ML Algorithm Cheatsheet
How to choose the right algorithm — decision guide by problem type, data size, and accuracy needs
Choosing the right ML algorithm is one of the most common challenges in practice. The answer depends on four key factors: what kind of problem you have (classification, regression, clustering, anomaly detection), how much labelled data you have, speed vs accuracy trade-off, and linearity of your data.
This cheatsheet condenses the decision logic from the Microsoft Azure ML Algorithm Cheat Sheet — a widely used reference for algorithm selection.
Key Points
- Start with the simplest algorithm that could work — complexity is not always better
- No single "best" algorithm — try 2-3 candidates and compare on a validation set
- Data size matters: small data → simpler models; large data → deep learning or boosting
- Linearly separable data → logistic regression / linear SVM; non-linear → tree-based or neural net
- Accuracy vs speed: Random Forest > Logistic Regression in accuracy but slower to train
- Interpretability needed → Decision Tree, Logistic Regression, Linear Regression
- Tabular data → Gradient Boosting (XGBoost/LightGBM) almost always wins competitions
- Image / audio / text → Deep Learning (CNN, Transformer)

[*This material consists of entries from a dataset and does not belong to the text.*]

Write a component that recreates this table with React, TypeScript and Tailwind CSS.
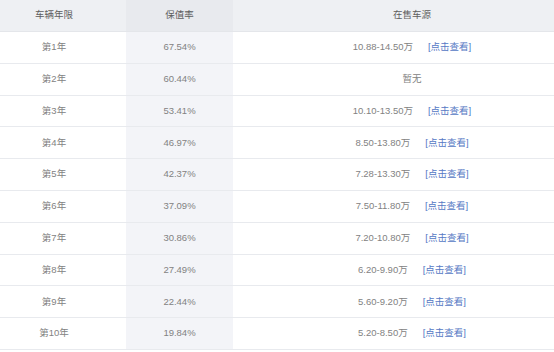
const rows = [
  { year: "第1年", rate: "67.54%", price: "10.88-14.50万" },
  { year: "第2年", rate: "60.44%", price: null },
  { year: "第3年", rate: "53.41%", price: "10.10-13.50万" },
  { year: "第4年", rate: "46.97%", price: "8.50-13.80万" },
  { year: "第5年", rate: "42.37%", price: "7.28-13.30万" },
  { year: "第6年", rate: "37.09%", price: "7.50-11.80万" },
  { year: "第7年", rate: "30.86%", price: "7.20-10.80万" },
  { year: "第8年", rate: "27.49%", price: "6.20-9.90万" },
  { year: "第9年", rate: "22.44%", price: "5.60-9.20万" },
  { year: "第10年", rate: "19.84%", price: "5.20-8.50万" },
];

export default function App() {
  return (
    <div
      className="w-[554px] h-[352px] overflow-hidden bg-white text-[9.5px] text-[#828282]"
      style={{ fontFamily: '"Liberation Sans", "Noto Sans CJK SC", sans-serif' }}
    >
      <div className="w-[609px] -ml-[18px]">
        {/* header */}
        <div className="grid grid-cols-[144px_107px_358px] h-[32px] border-b border-[#e4e6ea] bg-[#eef0f3] text-[#5e5e5e]">
          <div className="flex items-center justify-center">车辆年限</div>
          <div className="flex items-center justify-center bg-[#e8eaee]">保值率</div>
          <div className="flex items-center justify-center">在售车源</div>
        </div>
        {rows.map((r) => (
          <div
            key={r.year}
            className="grid grid-cols-[144px_107px_358px] h-[31.8px] border-b border-[#e8eaee]"
          >
            <div className="flex items-center justify-center">{r.year}</div>
            <div className="flex items-center justify-center bg-[#f3f4f8]">{r.rate}</div>
            <div className="flex items-center justify-center gap-[15px]">
              {r.price ? (
                <>
                  <span>{r.price}</span>
                  <a href="#" className="text-[#5578c4]">[点击查看]</a>
                </>
              ) : (
                <span>暂无</span>
              )}
            </div>
          </div>
        ))}
      </div>
    </div>
  );
}
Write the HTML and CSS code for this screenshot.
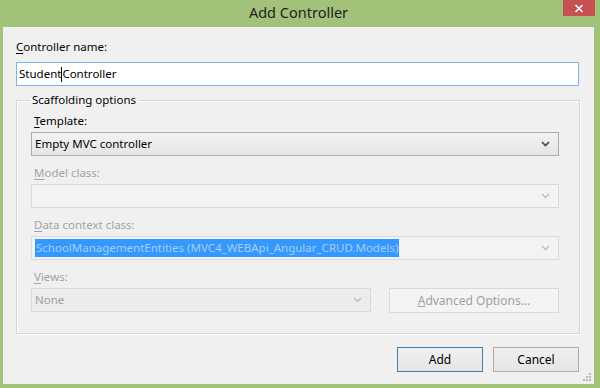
FILE: index.html
```html
<!DOCTYPE html>
<html lang="en">
<head>
    <meta charset="UTF-8">
    <title>Add Controller</title>
    <link rel="stylesheet" href="styles.css">
</head>
<body>
    <div class="window">
        <div class="titlebar">
            <span class="title">Add Controller</span>
            <button class="close" aria-label="Close">
                <svg width="10" height="9" viewBox="0 0 10 9"><path d="M1.5 1 L8.5 8 M8.5 1 L1.5 8" stroke="#fff" stroke-width="1.6"/></svg>
            </button>
        </div>

        <div class="client">
            <div class="label"><u>C</u>ontroller name:</div>
            <div class="textbox">Student<span class="caret"></span>Controller</div>

            <fieldset class="group">
                <legend>Scaffolding options</legend>

                <div class="field">
                    <div class="label"><u>T</u>emplate:</div>
                    <div class="combo">
                        <span class="combo-text">Empty MVC controller</span>
                        <svg class="chevron" width="9" height="6" viewBox="0 0 9 6"><path d="M1 1 L4.5 4.5 L8 1" fill="none" stroke="#444" stroke-width="1.6"/></svg>
                    </div>
                </div>

                <div class="field disabled">
                    <div class="label"><u>M</u>odel class:</div>
                    <div class="combo">
                        <span class="combo-text"></span>
                        <svg class="chevron" width="9" height="6" viewBox="0 0 9 6"><path d="M1 1 L4.5 4.5 L8 1" fill="none" stroke="#bcbcbc" stroke-width="1.3"/></svg>
                    </div>
                </div>

                <div class="field disabled">
                    <div class="label"><u>D</u>ata context class:</div>
                    <div class="combo">
                        <span class="combo-text"><span class="selected">SchoolManagementEntities (MVC4_WEBApi_Angular_CRUD.Models)</span></span>
                        <svg class="chevron" width="9" height="6" viewBox="0 0 9 6"><path d="M1 1 L4.5 4.5 L8 1" fill="none" stroke="#bcbcbc" stroke-width="1.3"/></svg>
                    </div>
                </div>

                <div class="field disabled">
                    <div class="label"><u>V</u>iews:</div>
                    <div class="row">
                        <div class="combo views">
                            <span class="combo-text">None</span>
                            <svg class="chevron" width="9" height="6" viewBox="0 0 9 6"><path d="M1 1 L4.5 4.5 L8 1" fill="none" stroke="#bcbcbc" stroke-width="1.3"/></svg>
                        </div>
                        <button class="btn advanced" disabled><u>A</u>dvanced Options...</button>
                    </div>
                </div>
            </fieldset>

            <div class="actions">
                <button class="btn default">Add</button>
                <button class="btn">Cancel</button>
            </div>

            <svg class="grip" width="9" height="9" viewBox="0 0 9 9" fill="#b8b8b8">
                <rect x="6" y="0" width="2" height="2"/>
                <rect x="3" y="3" width="2" height="2"/><rect x="6" y="3" width="2" height="2"/>
                <rect x="0" y="6" width="2" height="2"/><rect x="3" y="6" width="2" height="2"/><rect x="6" y="6" width="2" height="2"/>
            </svg>
        </div>
    </div>
</body>
</html>
```

FILE: styles.css
```css
body {
    margin: 0;
    background: #a1c278;
    font-family: "Noto Sans", "Open Sans", sans-serif;
    font-size: 11.5px;
    color: #000;
}
.window {
    width: 600px;
    height: 388px;
    display: flex;
    flex-direction: column;
    padding: 0 6px 4px 3px;
    box-sizing: border-box;
}
.titlebar {
    position: relative;
    height: 27px;
    display: flex;
    align-items: center;
    justify-content: center;
}
.title {
    font-size: 14.5px;
    color: #222;
    margin-top: -3px;
}
.close {
    position: absolute;
    top: 0;
    left: 560px;
    width: 32px;
    height: 16px;
    border: none;
    padding: 0;
    background: #c75050;
    display: flex;
    align-items: center;
    justify-content: center;
}
.client {
    position: relative;
    flex: 1;
    background: #f0f0f0;
    padding: 12px 15px 0 13px;
    display: flex;
    flex-direction: column;
}
.label {
    height: 16px;
    line-height: 16px;
}
.label u {
    text-decoration-thickness: 1px;
    text-underline-offset: 2px;
}
.textbox {
    margin-top: 7px;
    height: 24px;
    box-sizing: border-box;
    border: 1px solid #7eb4ea;
    background: #fff;
    padding: 0 2px;
    line-height: 22px;
    display: flex;
    align-items: center;
}
.caret {
    display: inline-block;
    width: 1px;
    height: 15px;
    background: #000;
}
.group {
    margin: 6px -1px 0 0;
    padding: 0 20px 20px 14px;
    border: 1px solid #d5d5d5;
    box-shadow: inset 1px 1px 0 #fff, 1px 1px 0 #fff;
    display: flex;
    flex-direction: column;
    gap: 9px;
}
.group legend {
    margin-left: -1px;
    padding: 0 3px 0 2px;
    height: 16px;
    line-height: 16px;
}
.field {
    display: flex;
    flex-direction: column;
}
.field:first-of-type {
    margin-top: 5px;
}
.field .label {
    padding-left: 3px;
}
.disabled .label {
    color: #a3a3a3;
}
.combo {
    margin-top: 3px;
    height: 24px;
    box-sizing: border-box;
    border: 1px solid #acacac;
    background: linear-gradient(#f2f2f2, #e5e5e5);
    display: flex;
    align-items: center;
    padding: 0 8px 0 3px;
}
.combo-text {
    flex: 1;
    line-height: 18px;
}
.disabled .combo {
    border-color: #dadada;
    background: #f3f3f3;
    color: #a0a0a0;
}
.disabled .combo.views {
    background: #ececec;
    border-color: #d9d9d9;
}
.selected {
    display: inline-block;
    background: #3399ff;
    color: #a9cdf3;
    padding: 0 1px;
}
.row {
    display: flex;
    gap: 18px;
    align-items: flex-start;
}
.views {
    flex: 0 0 340px;
}
.btn {
    font-family: inherit;
    font-size: 12px;
    height: 25px;
    border: 1px solid #acacac;
    background: linear-gradient(#f0f0f0, #e5e5e5);
    color: #000;
    padding: 0;
}
.advanced {
    margin-top: 3px;
    flex: 1;
    border-color: #d9d9d9;
    background: #f4f4f4;
    color: #a0a0a0;
}
.actions {
    margin-top: 13px;
    display: flex;
    justify-content: flex-end;
    gap: 10px;
}
.actions .btn {
    width: 86px;
}
.btn.default {
    border-color: #3c7fb1;
}
.grip {
    position: absolute;
    right: 2px;
    bottom: 2px;
}
```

- No labels available → Unsupervised (K-Means, DBSCAN, PCA, Autoencoders)
- Rare events or fraud → Anomaly Detection (Isolation Forest, One-Class SVM)
Algorithm selection flowchart — based on the Microsoft Azure ML Cheat Sheet
| Problem Type | Best Algorithms | When to Use | Avoid When |
|---|---|---|---|
| Binary Classification | Logistic Regression, SVM, XGBoost | Spam/not-spam, churn yes/no, fraud yes/no | Output needs to be a continuous value |
| Multi-class Classification | Random Forest, XGBoost, Neural Network | 3+ categories: sentiment, topic, digit recognition | Only 2 classes — use binary instead |
| Regression | Linear Regression, XGBoost, Neural Network | Price, temperature, demand forecasting | Target is a category not a number |
| Clustering | K-Means, DBSCAN, Hierarchical | Customer segmentation, topic discovery, no labels | You have labels — use classification instead |
| Anomaly Detection | Isolation Forest, One-Class SVM, Autoencoder | Fraud, defects, network intrusions — rare events | Normal events are as rare as anomalies |
| Recommendation | Collaborative Filtering, Matrix Factorisation | Product, movie, content recommendations | No user interaction history exists |
| Time Series | ARIMA, LSTM, Prophet, LightGBM | Demand forecast, stock prices, sensor data | Data has no temporal dependency |
| NLP / Text | TF-IDF + LR, BERT, Transformer | Sentiment, NER, classification, generation | Data is not text/sequence based |
| Image / Vision | CNN, ResNet, ViT (Vision Transformer) | Object detection, image classification, OCR | Dataset is too small (< few thousand images) |
Real-World Example
Kaggle competition winners almost always use XGBoost or LightGBM for structured/tabular data, and fine-tuned Transformers for text/image tasks. The Microsoft Azure ML Cheat Sheet is the go-to reference for enterprise teams deciding which algorithm to try first — it has been downloaded millions of times.